Start Specin' the News 3
Since Colin came back from RailsConf raving about BDD, I’ve found myself priming up for what previously seemed inevitable. Behavioral testing as part of a new development process. Through a better testing structure I hope to..
- better the quality of my code
- refined organization of development time
- focus on the task at hand
- providing well covered documentation
With that said… and being the HUGE social loser I am… I’ve spent the last two days writing Specs and tests using RSpec 1.0. I have to say its almost too easy writing the actual tests, whereas the process of writing some tests, writing the code and making the code pass the test has been a definite shift in the way I develop. But not an unwelcomed one! ;)
Since RSpec seems to have a real lack of helpful documentation, I find myself wondering around their API, blog posts and best guesses. I have had great success so far, until I started writing some protected/private methods.
I had initially forseen a world of testing every single line and expression of code. Until I found this tidbit of info on the rspec mailing list…
1. Should you test protected and private methods in your specs?
No. You’re specifying the behavior of an object as seen by the outside world. Of course protected and private methods aren’t available to the world, so why would you need to test them? When you’re doing state-based testing, just call a method and then verify that it returns the expected value or leaves your object in an expected state.
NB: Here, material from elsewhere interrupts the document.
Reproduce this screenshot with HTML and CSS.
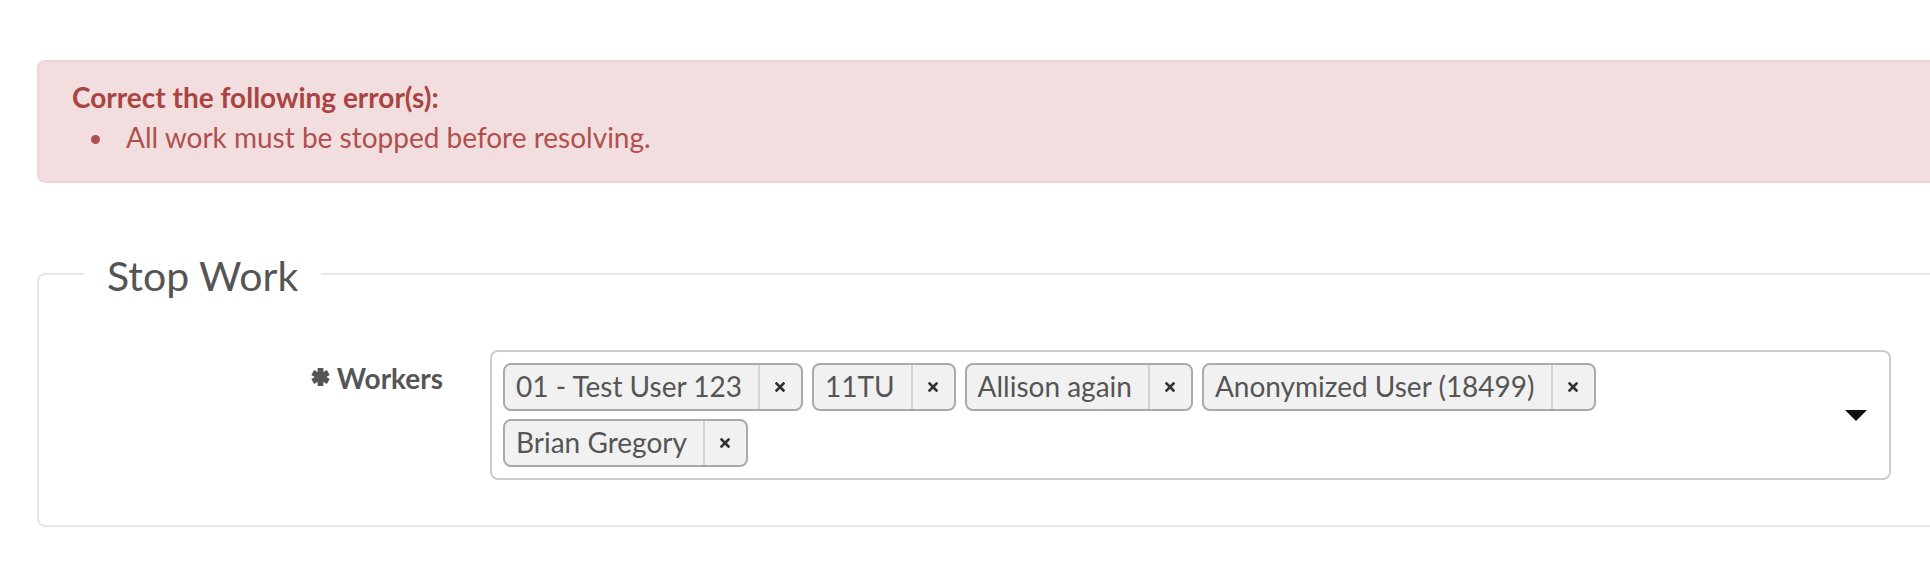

This was backed up by almost every post after it. Seems that as a developer testing his code, I should stick with testing the main parts of the system that, overall, accomplish my task. Verifying that they are doing what I need them to do.
Private and protected methods typically back up other parts of the system that are public. For documentation purposes, I will probably write some tests that validate the functionality of a private/protected method IF they are made public. Just keeping them commented out to satisfy my entire spec.
Quoted RSpec mailing list post and another great post after that

For example, I have a class that returns a struct based on a WMI object (basically, it's a Windows COM object). One of the WMI object members holds a date format that isn't understood by Date.parse, so I had to write a private method to handle it. It isn't part of the public interface, yet it doesn't belong anywhere else. I can't easily test it since the data is being returned as part of a larger structure.
So, I wrote a test that ensures that the private method parses the MS date format properly which is easier and better than trying to test it indirectly through the methods that call it. Furthermore, I can now copy/paste that private method where needed, secure in the knowledge that it will work properly *because I've tested it*.
BTW, you should be able to use Object#send to test private methods. It's what you have to do for Test::Unit. It's a minor pain (more or less intentionally), but nothing serious.